Sallie Mae, as the company is known, sold $1.5 billion of 8 percent notes due in 2020 at a yield of 8.25 percent, according to data compiled by Bloomberg. Stafford federal loans disbursed between July 1, 2009, and June 30, 2010, have a fixed interest rate of 5.6 percent, according to the company’s Web site."
Ok, so they are paying a higher interest rate than they receive. They'll make up for it in VOLUME! I kid, I kid - Sallie Mae has to do this because they need money. In a way, it's understandable. But the next few paragraphs are even better:
"With $4.51 billion of bonds maturing this year and $6.44 billion in 2011, Sallie Mae is reestablishing access to unsecured debt markets. The offering may bolster investor confidence, lowering borrowing costs as the company will likely need to tap debt markets again, said Matthew Eagan, a money manager at the Loomis Sayles Bond Fund in Boston.
“They’re in a virtuous cycle now,” said Eagan, who helps oversee $18.9 billion, including Sallie Mae debt. “People will see they can raise money in the market and they’re going to have no problem refinancing all these near-term maturities, pushing their cost of borrowing down.”"
A "virtuous cycle"!!!!! That sounds like the Greater Fool Theory to me! Monkey number two sees monkey number 1 buy SLM debt, and concludes, "Hey - that other monkey bought the debt - that must mean things are ok - there are clearly plenty of other monkeys out there who are likely to be willing to buy SLM debt, and as long as there are other monkeys always willing to buy this debt, I will get paid back on my debt. It doesn't matter that the company would be hopelessly bankrupt if all the monkeys wised up and didn't want to buy this debt - as long as we don't run out of monkeys in the PONZI SCHEME, it won't fail!"
And so it continues...
-KD
disclosures: no positions in the equity or debt of SLM or any related companies
10 comments:
Seems like the right play is to short Loomis Sayles!

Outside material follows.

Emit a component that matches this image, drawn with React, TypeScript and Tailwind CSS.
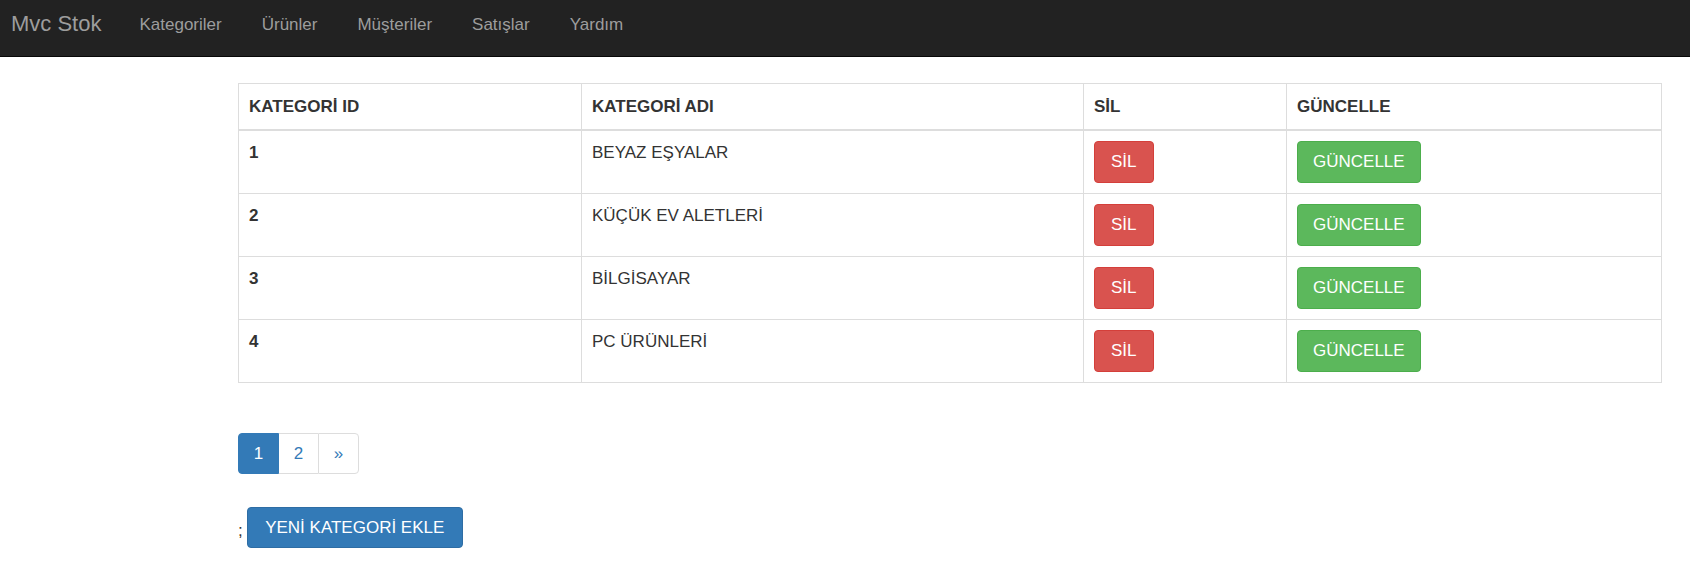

Well I guess the next logical step in Ponzi, is MORE Ponzi, or cowbell, I forget:
Bernanke:
Bank Reserves to be a thing of the past
http://tinyurl.com/yfkv5nc
Well that should add a little fuel, yes?
OT,
It rained here (north of Boston) 9 inches and I had to take some alternate routes to get to work in Cambridge due to road closings. Unreal the weather lately, and all this week 60 degrees and sunny?

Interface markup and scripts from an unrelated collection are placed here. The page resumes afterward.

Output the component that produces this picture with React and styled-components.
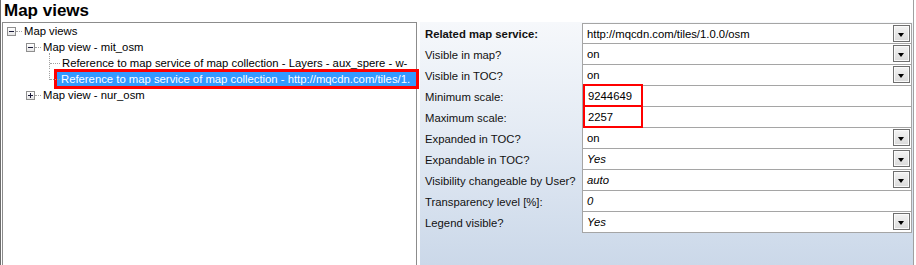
import React from "react";
import styled, { createGlobalStyle, css } from "styled-components";

const GlobalStyle = createGlobalStyle`
	html, body {
		margin: 0;
		padding: 0;
		background: #ffffff;
	}
	body {
		width: 916px;
		height: 265px;
		overflow: hidden;
		font-family: "Liberation Sans", Arial, sans-serif;
		font-size: 11.3px;
		color: #000000;
	}
`;

const Frame = styled.div`
	box-sizing: border-box;
	width: 914px;
	height: 265px;
	border-left: 1px solid #6d6d6d;
	border-right: 1px solid #a0a0a0;
	display: flex;
	flex-direction: column;
	background: #ffffff;
`;

const TitleBar = styled.div`
	height: 22px;
	line-height: 22px;
	padding-left: 3px;
	font-size: 17px;
	font-weight: bold;
	color: #000000;
`;

const Body = styled.div`
	flex: 1;
	display: flex;
	gap: 3px;
	min-height: 0;
`;

const TreePanel = styled.div`
	box-sizing: border-box;
	width: 415px;
	margin-left: 1px;
	border: 1px solid #8c8c8c;
	border-bottom: none;
	background: #ffffff;
`;

const TreeRow = styled.div`
	height: 16px;
	display: flex;
	align-items: center;
	padding-left: ${(p) => p.$level * 19}px;
	white-space: nowrap;
`;

const Connector = styled.div`
	position: relative;
	width: 19px;
	height: 16px;
	flex: none;
`;

const HLine = styled.div`
	position: absolute;
	top: 8px;
	left: ${(p) => p.$from}px;
	right: 0;
	border-top: 1px dotted #a0a0a0;
`;

const VLine = styled.div`
	position: absolute;
	left: 8px;
	top: ${(p) => (p.$first ? -2 : 0)}px;
	height: ${(p) => (p.$last ? 9 : 16)}px;
	border-left: 1px dotted #a0a0a0;
`;

const ExpandBox = styled.div`
	position: absolute;
	left: 4px;
	top: 4px;
	box-sizing: border-box;
	width: 9px;
	height: 9px;
	border: 1px solid #8f8f8f;
	background: linear-gradient(#ffffff, #e6e6e6);

	&::before {
		content: "";
		position: absolute;
		left: 1px;
		top: 3px;
		width: 5px;
		height: 1px;
		background: #1b1b3a;
	}

	${(p) =>
		p.$closed &&
		css`
			&::after {
				content: "";
				position: absolute;
				left: 3px;
				top: 1px;
				width: 1px;
				height: 5px;
				background: #1b1b3a;
			}
		`}
`;

const NodeLabel = styled.span`
	padding: 0 2px;
	line-height: 14px;
	${(p) =>
		p.$selected &&
		css`
			flex: 1;
			min-width: 0;
			overflow: hidden;
			margin-left: -3px;
			padding-left: 4px;
			background: #3399ff;
			color: #ffffff;
			outline: 3px solid #ff0000;
		`}
`;

const PropPanel = styled.div`
	flex: 1;
	padding: 0 1px 0 5px;
	background: linear-gradient(#f6f8fb 0%, #e4ebf4 45%, #cbd8e9 100%);
`;

const PropGrid = styled.div`
	display: grid;
	grid-template-columns: 157px 330px;
	grid-auto-rows: 21px;
	margin-top: 1px;
`;

const PropLabel = styled.div`
	display: flex;
	align-items: center;
	font-weight: ${(p) => (p.$bold ? "bold" : "normal")};
	white-space: nowrap;
	color: #111111;
`;

const ValueCell = styled.div`
	position: relative;
	box-sizing: border-box;
	display: flex;
	align-items: center;
	background: #ffffff;
	border: 1px solid #a5a5a5;
	border-top: ${(p) => (p.$first ? "1px solid #a5a5a5" : "none")};
	padding-left: 4px;
	font-style: ${(p) => (p.$italic ? "italic" : "normal")};
`;

const Marked = styled.span`
	position: absolute;
	left: 0;
	top: -2px;
	bottom: -1px;
	width: 60px;
	border: 2px solid #ff0000;
	box-sizing: border-box;
	padding-left: 3px;
	display: flex;
	align-items: center;
`;

const DropButton = styled.div`
	position: absolute;
	right: 1px;
	top: 1px;
	box-sizing: border-box;
	width: 17px;
	height: 17px;
	border: 1px solid #6f6f6f;
	box-shadow: inset 0 0 0 1px #fafafa;
	background: linear-gradient(#f3f3f3, #dadada);

	&::after {
		content: "";
		position: absolute;
		left: 4px;
		top: 7px;
		border-left: 3.5px solid transparent;
		border-right: 3.5px solid transparent;
		border-top: 4px solid #000000;
	}
`;

const treeNodes = [
	{ level: 0, text: "Map views", box: "open" },
	{ level: 1, text: "Map view - mit_osm", box: "open" },
	{ level: 2, text: "Reference to map service of map collection - Layers - aux_spere - w-", line: "first" },
	{ level: 2, text: "Reference to map service of map collection - http://mqcdn.com/tiles/1.", line: "last", selected: true },
	{ level: 1, text: "Map view - nur_osm", box: "closed" },
];

const properties = [
	{ label: "Related map service:", value: "http://mqcdn.com/tiles/1.0.0/osm", bold: true, drop: true },
	{ label: "Visible in map?", value: "on", drop: true },
	{ label: "Visible in TOC?", value: "on", drop: true },
	{ label: "Minimum scale:", value: "9244649", marked: true },
	{ label: "Maximum scale:", value: "2257", marked: true },
	{ label: "Expanded in TOC?", value: "on", drop: true },
	{ label: "Expandable in TOC?", value: "Yes", italic: true, drop: true },
	{ label: "Visibility changeable by User?", value: "auto", italic: true, drop: true },
	{ label: "Transparency level [%]:", value: "0", italic: true },
	{ label: "Legend visible?", value: "Yes", italic: true, drop: true },
];

const App = () => {
	return (
		<>
			<GlobalStyle />
			<Frame>
				<TitleBar>Map views</TitleBar>
				<Body>
					<TreePanel>
						{treeNodes.map((node, i) => (
							<TreeRow key={i} $level={node.level}>
								<Connector>
									{node.box ? (
										<>
											<ExpandBox $closed={node.box === "closed"} />
											<HLine $from={13} />
										</>
									) : (
										<>
											<VLine $first={node.line === "first"} $last={node.line === "last"} />
											<HLine $from={9} />
										</>
									)}
								</Connector>
								<NodeLabel $selected={node.selected}>{node.text}</NodeLabel>
							</TreeRow>
						))}
					</TreePanel>
					<PropPanel>
						<PropGrid>
							{properties.map((prop, i) => (
								<React.Fragment key={i}>
									<PropLabel $bold={prop.bold}>{prop.label}</PropLabel>
									<ValueCell $first={i === 0} $italic={prop.italic}>
										{prop.marked ? <Marked>{prop.value}</Marked> : prop.value}
										{prop.drop && <DropButton />}
									</ValueCell>
								</React.Fragment>
							))}
						</PropGrid>
					</PropPanel>
				</Body>
			</Frame>
		</>
	);
};

export default App;
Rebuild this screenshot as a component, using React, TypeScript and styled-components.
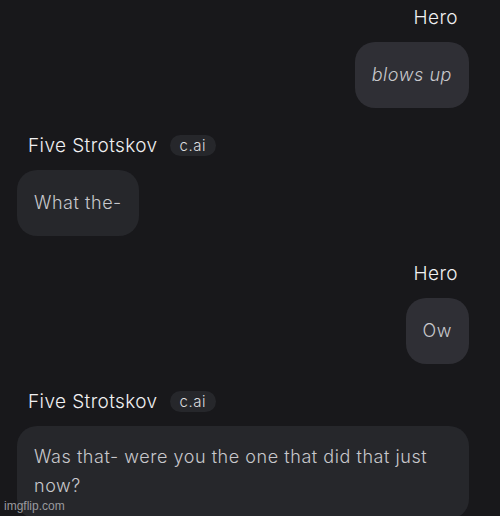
import React from "react";
import styled, { createGlobalStyle } from "styled-components";

const GlobalStyle = createGlobalStyle`
  html, body {
    margin: 0;
    padding: 0;
    background-color: #18181b;
    overflow: hidden;
  }
  body {
    font-family: Inter, "Noto Sans", sans-serif;
  }
`;

const ChatDiv = styled.div`
  position: relative;
  width: 500px;
  height: 516px;
  box-sizing: border-box;
  padding: 6px 31px 0 17px;
  display: flex;
  flex-direction: column;
  gap: 26px;
  overflow: hidden;
`;

const MessageGroup = styled.div<{ $user?: boolean }>`
  display: flex;
  flex-direction: column;
  align-items: ${(p) => (p.$user ? "flex-end" : "flex-start")};
  gap: 14px;
`;

const NameRow = styled.div<{ $user?: boolean }>`
  height: 22px;
  display: flex;
  align-items: center;
  gap: 12px;
  padding: ${(p) => (p.$user ? "0 11px 0 0" : "0 0 0 11px")};
`;

const NameText = styled.span`
  font-size: 19px;
  font-weight: 300;
  color: #f0f0f2;
  letter-spacing: 0.4px;
`;

const Badge = styled.span`
  height: 21px;
  padding: 0 10px;
  border-radius: 11px;
  background-color: #26272b;
  color: #dcdcdf;
  font-size: 15px;
  font-weight: 300;
  letter-spacing: 0.5px;
  display: flex;
  align-items: center;
`;

const Bubble = styled.div<{ $user?: boolean; $italic?: boolean }>`
  box-sizing: border-box;
  min-height: 66px;
  padding: 18px 17px 19px;
  border-radius: 20px;
  background-color: ${(p) => (p.$user ? "#2f2f35" : "#26272b")};
  color: #c8c8cc;
  font-size: 18px;
  font-weight: 300;
  line-height: 29px;
  letter-spacing: 0.55px;
  font-style: ${(p) => (p.$italic ? "italic" : "normal")};
  max-width: 452px;
`;

const WideBubble = styled(Bubble)`
  width: 452px;
  padding-top: 16px;
`;

const Watermark = styled.div`
  position: absolute;
  left: 4px;
  bottom: 3px;
  font-family: "Liberation Sans", Arial, sans-serif;
  font-size: 12px;
  color: #9a9a9e;
`;

const messages = [
  { user: true, name: "Hero", text: "blows up", italic: true },
  { user: false, name: "Five Strotskov", text: "What the-" },
  { user: true, name: "Hero", text: "Ow" },
  {
    user: false,
    name: "Five Strotskov",
    text: "Was that- were you the one that did that just now?",
    wide: true,
  },
];

function App() {
  return (
    <>
      <GlobalStyle />
      <ChatDiv>
        {messages.map((m, idx) => (
          <MessageGroup key={idx} $user={m.user}>
            <NameRow $user={m.user}>
              <NameText>{m.name}</NameText>
              {!m.user && <Badge>c.ai</Badge>}
            </NameRow>
            {m.wide ? (
              <WideBubble>{m.text}</WideBubble>
            ) : (
              <Bubble $user={m.user} $italic={m.italic}>
                {m.text}
              </Bubble>
            )}
          </MessageGroup>
        ))}
        <Watermark>imgflip.com</Watermark>
      </ChatDiv>
    </>
  );
}

export default App;
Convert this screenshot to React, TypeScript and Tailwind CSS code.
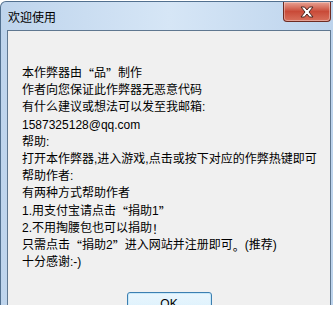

GYSC - i can't believe that Bernanke comment about eliminating reserve requirements... i would swear it was an April Fools prank, but we're still a few weeks away.
isn't reducing reserve requirements essentially the same as increasing leverage? that's the solution? REALLY?!?!?!
Obama doesnt know that he has advisors that dont have any idea what is going on. We are years into this mess and Bernanke cant admit that the United States has a massive massive leverage problem that will eventually destroy our entire financial system.
Shhh--I've got some of this crap maturing in October--after that you can trash it all you want, lol.
Hilarious KD - I had the exact same reaction to Eager's comment.
This is sad for those looking to invest in their education. The market will close that gap between 8% funding and 5.6% loans... I'm pretty sure I know which one will move more...
i'm not at all convinced that student loan rates will jump, 1090rule - the government will eventually probably take over this market so that low loan rates can be maintained (kinda like FNM FRE!)
KD - you are probably right - socialize it and leave every taxpayer on the hook.
And we Canadians are left leaning?
Funny how our mortgage agency was ALWAYS gov't backed, our education system was ALWAYS highly subsidized - that used to be a source of criticism.
US is looking more and more like us every day...
Now that you've got a sugar shack, I'd be happy to consider you an honourary (sic) Canuck.
This article is completely out of context of how SLM works. Federal loans have historically been funded by asset backed securities at rates below what they receive from customers. They currently put all their fed loans back to the Gov. The unsecured debt mostly funds their less regulated private student lending which charges customers much higher rates than 8%. They are comparing apples and oranges here.
anon - that is an important clarification. thanks for bringing it up. I don't have the private loan rates on hand, but i'll trust your claim that they are made at higher than the 8% cost of funds.
you'll notice that i didn't dwell on that though. the key part of my post is that SLM cannot pay back its outstanding debt by any means other than issuing new debt. This is also known as a ponzi scheme.